The changing face of today’s opioid overdose crisis, once stereotyped as affecting mostly white people, comes up in the support groups, too, said Robinson-Presley, who is one of two Black women in her group.

“I brought this up in group the other day — that we’ll see articles about [white overdose victims] — and you don’t see anything about the Black people that are passing away,” she said. “Why isn’t my child important? She was loved, heavily. I had to turn people away from her funeral. What’s the difference from [a white overdose victim]? The same substance took them out.”

Finding ‘small moments to grieve’

In sessions, group members discuss the intensely personal — their own feelings of guilt or shame — and the universal, like the stress of the pandemic and the proliferation of the powerful synthetic opioid fentanyl, which has contaminated much of Philadelphia’s drug supply.

Nashai Berry-Hill, who lost her father, Michael Hill, to a fentanyl overdose in September 2020, said the chef relapsed after a long period of recovery.

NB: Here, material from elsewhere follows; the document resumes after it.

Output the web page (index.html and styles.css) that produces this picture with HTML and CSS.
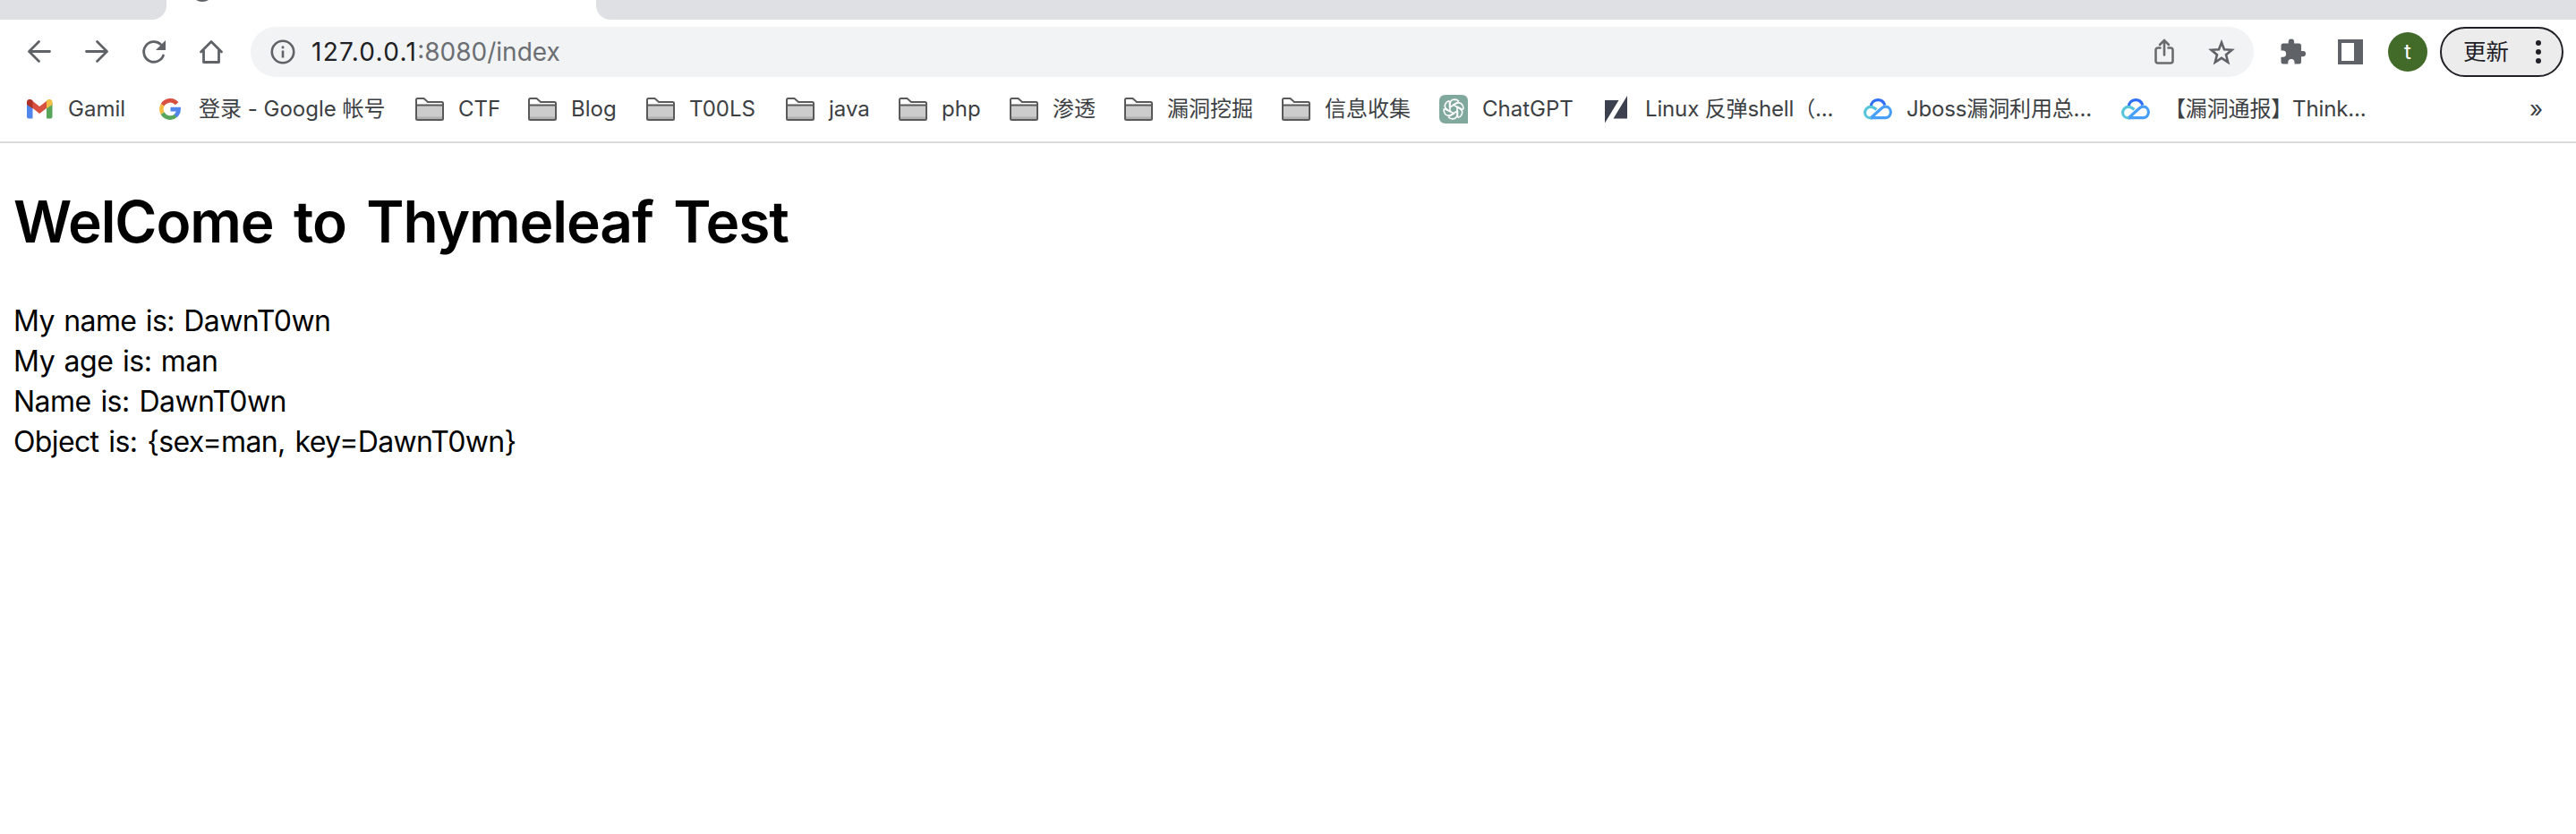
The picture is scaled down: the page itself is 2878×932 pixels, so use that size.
FILE: index.html
```html
<!DOCTYPE html>
<html lang="zh-CN">
<head>
<meta charset="utf-8">
<title>Thymeleaf Test</title>
<link rel="stylesheet" href="styles.css">
</head>
<body>
<svg class="defs" aria-hidden="true">
  <symbol id="folder" viewBox="0 0 32 26">
    <path d="M1 8V2.500Q1 1 2.500 1H9.500L14 5H29.500Q31 5 31 6.500V9" fill="#fff" stroke="#5a5a5a" stroke-width="2"/>
    <rect x="1" y="9" width="30" height="16" rx="1" fill="#ccc"/>
    <path d="M2 21.500H30V24H2Z" fill="#b0b0b0"/>
    <path d="M1 8.500H31V23.500Q31 25 29.500 25H2.500Q1 25 1 23.500Z" fill="none" stroke="#5a5a5a" stroke-width="2"/>
  </symbol>
  <symbol id="cloud" viewBox="0 0 32 24">
    <path d="M8.200 9.500C8.500 5 11.500 1.700 16 1.700C19.800 1.700 22.700 4 23.700 7.500" fill="none" stroke="#2f6df6" stroke-width="3.200"/>
    <path d="M14.500 12.500C12.500 10.500 10.500 9.400 8.200 9.400C4.300 9.400 1.600 12.300 1.600 15.700C1.600 19.300 4.500 21.800 8 21.800H10" fill="none" stroke="#57c5d8" stroke-width="3.200"/>
    <path d="M8.500 21.500L19 12Q22 9.200 24.500 9.200C28 9.200 30.400 12 30.400 15.300C30.400 19 27.700 21.600 24.200 21.600H8.500" fill="none" stroke="#479ffb" stroke-width="3.200"/>
  </symbol>
</svg>

<div class="tabs">
  <div class="tab-left"></div>
  <div class="tab-active"><svg class="fav" viewBox="0 0 14 2"><path d="M0 0H14Q11 2 7 2Q3 2 0 0Z" fill="#5f6368"/></svg></div>
  <div class="tab-right"></div>
</div>

<div class="toolbar">
  <div class="nav">
    <svg viewBox="0 0 32 32"><path d="M27.500 15.500H5M15.500 4.500L4.500 15.500L15.500 26.500" class="line"/></svg>
    <svg viewBox="0 0 32 32"><path d="M4.500 15.500H27M16.500 4.500L27.500 15.500L16.500 26.500" class="line"/></svg>
    <svg viewBox="0 0 32 32"><path d="M26.500 20A11.300 11.300 0 1 1 23.500 7.500" class="line"/><path d="M29 3V14H18Z" fill="#5f6368"/></svg>
    <svg viewBox="0 0 32 32"><path d="M4.500 16L16 4.500L27.500 16M7.500 14V27.500H24.500V14" class="line"/></svg>
  </div>
  <div class="omnibox">
    <svg class="info" viewBox="0 0 28 28"><circle cx="14" cy="14" r="12.200" fill="none" stroke="#5f6368" stroke-width="2.600"/><path d="M12.700 12.500H15.300V20.500H12.700ZM12.700 7.500H15.300V10.200H12.700Z" fill="#5f6368"/></svg>
    <div class="url"><span class="host">127.0.0.1</span><span class="path">:8080/index</span></div>
    <svg class="share" viewBox="0 0 22 30"><path d="M6.500 10.500H4Q1.500 10.500 1.500 13V25Q1.500 27.500 4 27.500H18Q20.500 27.500 20.500 25V13Q20.500 10.500 18 10.500H15.500" class="thin"/><path d="M11 18.500V2.500M6 7L11 2L16 7" class="thin"/></svg>
    <svg class="star" viewBox="0 0 30 29"><path d="M15 3.500L18 11.300L26.500 11.800L20 17.200L22.200 25.500L15 20.900L7.800 25.500L10 17.200L3.500 11.800L12 11.300Z" fill="none" stroke="#5f6368" stroke-width="2.600"/></svg>
  </div>
  <svg class="puzzle" viewBox="0 0 29 29"><path d="M3 5.500H8.700V3.800A3.200 3.200 0 0 1 15.100 3.800V5.500H20.500Q23 5.500 23 8V14H25A3.100 3.100 0 0 1 25 20.200H23V26Q23 28.500 20.500 28.500H15.500V26.500A3.600 3.600 0 0 0 8.300 26.500V28.500H3Q.5 28.500 .5 26V20.800H2.500A3.600 3.600 0 0 0 2.500 13.600H.5V8Q.5 5.500 3 5.500Z" fill="#5f6368"/></svg>
  <div class="panel"></div>
  <div class="avatar">t</div>
  <div class="update"><span>更新</span><svg class="dots" viewBox="0 0 6 26"><circle cx="3" cy="3" r="3"/><circle cx="3" cy="13" r="3"/><circle cx="3" cy="23" r="3"/></svg></div>
</div>

<div class="bookmarks">
  <div class="bm w146"><svg viewBox="0 0 32 24"><path d="M2 5H8.500V22.500H4Q2 22.500 2 20.500Z" fill="#5186ec"/><path d="M24 5H30.500V20.500Q30.500 22.500 28.500 22.500H24Z" fill="#58a55c"/><path d="M8 2.500L16.200 9L24.500 2.500V10.500L16.200 17L8 10.500Z" fill="#d85140"/><path d="M2 7V4C2 1 5.500 0 8.500 2.500V11.200Z" fill="#b03226"/><path d="M30.500 7V4C30.500 1 27 0 24 2.500V11.200Z" fill="#f1bd42"/></svg><span>Gamil</span></div>
  <div class="bm w290"><svg viewBox="0 0 32 24"><g fill="none" stroke-width="4.600"><path d="M23.600 5.800A9.700 9.700 0 0 0 7.600 7.400" stroke="#d85140"/><path d="M7.600 7.400A9.700 9.700 0 0 0 7.600 16.600" stroke="#f1bd42"/><path d="M7.600 16.600A9.700 9.700 0 0 0 22.600 19.100" stroke="#58a55c"/><path d="M22.200 19.400A9.500 9.500 0 0 0 25.600 12.100H16.500" stroke="#5186ec"/></g></svg><span>登录 - Google 帐号</span></div>
  <div class="bm w126"><svg class="fold"><use href="#folder"/></svg><span>CTF</span></div>
  <div class="bm w132"><svg class="fold"><use href="#folder"/></svg><span>Blog</span></div>
  <div class="bm w156"><svg class="fold"><use href="#folder"/></svg><span>T00LS</span></div>
  <div class="bm w126"><svg class="fold"><use href="#folder"/></svg><span>java</span></div>
  <div class="bm w124"><svg class="fold"><use href="#folder"/></svg><span>php</span></div>
  <div class="bm w128"><svg class="fold"><use href="#folder"/></svg><span>渗透</span></div>
  <div class="bm w176"><svg class="fold"><use href="#folder"/></svg><span>漏洞挖掘</span></div>
  <div class="bm w176"><svg class="fold"><use href="#folder"/></svg><span>信息收集</span></div>
  <div class="bm w182"><svg class="gpt" viewBox="0 0 32 32"><path d="M7 0H25Q32 0 32 7V32H7Q0 32 0 25V7Q0 0 7 0Z" fill="#80a89c"/><g fill="none" stroke="#fff" stroke-width="1.600" transform="translate(16 16)"><path id="petal" d="M-4 2.300V-5.500Q-4 -10.700 1 -10.900Q4 -10.900 6 -8.800M-1 -4.600L5.500 -8.400"/><use href="#petal" transform="rotate(60)"/><use href="#petal" transform="rotate(120)"/><use href="#petal" transform="rotate(180)"/><use href="#petal" transform="rotate(240)"/><use href="#petal" transform="rotate(300)"/></g></svg><span>ChatGPT</span></div>
  <div class="bm w292 tight"><svg class="gpt" viewBox="0 0 32 32"><path d="M3 6H18.500L3 31.500ZM28 1V26.500H12.500Z" fill="#3d414f"/></svg><span>Linux 反弹shell（...</span></div>
  <div class="bm w288 tight"><svg><use href="#cloud"/></svg><span>Jboss漏洞利用总...</span></div>
  <div class="bm last tight"><svg><use href="#cloud"/></svg><span>【漏洞通报】Think...</span></div>
  <div class="more">»</div>
</div>

<main class="page">
  <h1>WelCome to Thymeleaf Test</h1>
  <div class="l1">My name is: DawnT0wn</div>
  <div class="l2">My age is: man</div>
  <div class="l3">Name is: DawnT0wn</div>
  <div class="l4">Object is: {sex=man, key=DawnT0wn}</div>
</main>
</body>
</html>
```

FILE: styles.css
```css
* { box-sizing: border-box; }
body { margin: 0; background: #fff; font-family: Inter, "Noto Sans CJK SC", sans-serif; white-space: nowrap; overflow: hidden; }
svg { display: block; flex: none; }
.defs { display: none; }

.tabs { display: flex; height: 22px; }
.tab-left { width: 186px; background: #dee0e4; border-bottom-right-radius: 16px; }
.tab-active { width: 480px; padding-left: 33px; }
.fav { width: 14px; height: 2px; }
.tab-right { flex: 1; background: #dee0e4; border-bottom-left-radius: 16px; }

.toolbar { display: flex; align-items: center; height: 72px; padding: 0 14px 0 28px; }
.nav { display: flex; gap: 32px; width: 252px; }
.nav svg { width: 32px; height: 32px; }
.line { fill: none; stroke: #5f6368; stroke-width: 2.8; stroke-linecap: round; stroke-linejoin: round; }
.thin { fill: none; stroke: #6b6c6e; stroke-width: 2.6; stroke-linecap: round; }
.omnibox { display: flex; align-items: center; width: 2238px; height: 56px; border-radius: 28px; background: #f1f3f4; padding: 0 21px 0 22px; }
.info { width: 28px; height: 28px; }
.url { flex: 1; margin-left: 18px; font-size: 28px; line-height: 40px; font-family: Inter, sans-serif; }
.host { color: #202124; letter-spacing: 1.3px; }
.path { color: #6b6e72; letter-spacing: 0; }
.share { width: 22px; height: 30px; margin-right: 38px; }
.star { width: 30px; height: 29px; }
.puzzle { width: 29px; height: 29px; margin: 0 35px 2px 30px; }
.panel { width: 28px; height: 28px; border: 4px solid #5f6368; border-right-width: 10px; margin-right: 28px; }
.avatar { width: 44px; height: 44px; border-radius: 50%; background: #426a29; color: #fff; font-size: 24px; line-height: 43px; text-align: center; margin-right: 14px; }
.update { display: flex; align-items: center; width: 138px; height: 56px; border: 2px solid #202026; border-radius: 28px; background: #ececec; color: #202026; padding-left: 24px; font-size: 25.5px; line-height: 40px; }
.dots { width: 6px; height: 26px; margin-left: 30px; fill: #202026; }

.bookmarks { display: flex; align-items: center; height: 66px; padding: 0 0 8px 28px; border-bottom: 2px solid #dadada; color: #3c4043; font-size: 24px; line-height: 34px; }
.bm { display: flex; align-items: center; gap: 16px; flex: none; height: 34px; }
.bm svg { width: 32px; height: 24px; }
.bm .fold { height: 26px; }
.bm .gpt { height: 32px; }
.tight { letter-spacing: -0.15px; }
.w146 { width: 146px; }
.w290 { width: 290px; }
.w126 { width: 126px; }
.w132 { width: 132px; }
.w156 { width: 156px; }
.w124 { width: 124px; }
.w128 { width: 128px; }
.w176 { width: 176px; }
.w182 { width: 182px; }
.w292 { width: 292px; }
.w288 { width: 288px; }
.last { width: 456px; }
.more { font-size: 26px; }

.page { padding: 43px 15px; color: #000; font-size: 32px; line-height: 45px; }
h1 { margin: 0 0 43px; font-size: 64px; line-height: 90px; font-weight: 600; letter-spacing: -1.1px; word-spacing: 7.5px; }
.l1 { letter-spacing: -0.6px; word-spacing: 2px; }
.l2 { letter-spacing: -0.4px; word-spacing: 1.7px; }
.l3 { letter-spacing: -0.55px; word-spacing: 2.4px; }
.l4 { letter-spacing: -0.63px; word-spacing: 2.5px; }
```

He’d been struggling with the isolation of the pandemic and had only just returned to work after the spring lockdowns.

In her personal therapy sessions with Vargas and Worden, and in her group sessions, she’s talked about her shock over her father’s death and the sense of unreality she still feels when she thinks about the counterfeit pharmaceutical pill that likely cost him his life.

“I didn’t have time to grieve when my father died, but dealing with this group is allowing me to find small moments when I can,” Berry-Hill said. “If I have to cry, and I have room and the time to do it, I need to do it — as opposed to just constantly shelving the emotions.”